I have a really great African wax print (from Britex) with a really long print and made a maxi skirt out of it using the same pattern.
Jennifer: Let's talk about your sewing blog. When did you start blogging about sewing? What topics do you find most interesting?
Chuleenan: Started in November 2011 - On 11/11/11 is when CSews went live. I wrote about 4 posts prior to that date so I would have more than one blog post to read.
Topics - Hmm It’s more wide ranging, I suppose. I've written posts on stuff that I’ve made and how I’ve made them or problems I’ve encountered and how I’ve dealt with them. There was a cardigan I made for my husband and it needed a lot of fitting. It took me 3 times to get it right. I wanted to let others know how to deal with different body types.
I also like talking with other people. What got them interested in sewing. I like hearing other people’s stories. I interviewed Christine Haynes before she got really big, in 2012 or so. I bought her first book and made a few things and then blogged about it and then interviewed her for my blog. It was right about the time when she launched her patterns.
Jennifer: I’ve seen many wonderful photos of you in your clothing on Pinterest. You always have the most picturesque backgrounds like a beautiful wall or an old building. I’m very curious, do you travel or have you found these locations locally? And who takes the photos?

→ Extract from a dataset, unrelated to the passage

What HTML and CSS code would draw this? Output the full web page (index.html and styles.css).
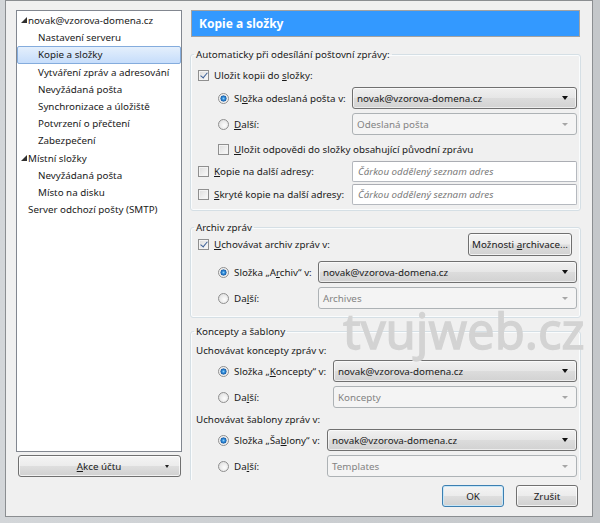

Chuleenan: They are all local within walking distance. It’s just me,my camera and tripod. I walk to a location, set up my tripod and take a photo, using the timer on my camera.. It’s all in Berkeley. I just keep my eyes out for good looking walls. I found a great orange wall and then I made the Pilvi Coat from the Lotta Jansdotter Everyday Style book. It was made in blue fabric and I thought it would make a good contrast. Exposure is always a problem. I have to remember when I’m wearing black not to find a background that’s too light. And I try to do it when there is very little traffic so I don’t get distracted.
Jennifer: Thank you so much for giving this interview and for generous giva-way for our readers! Finding out more about you and hearing all your sage advice (regarding my hat) has been priceless!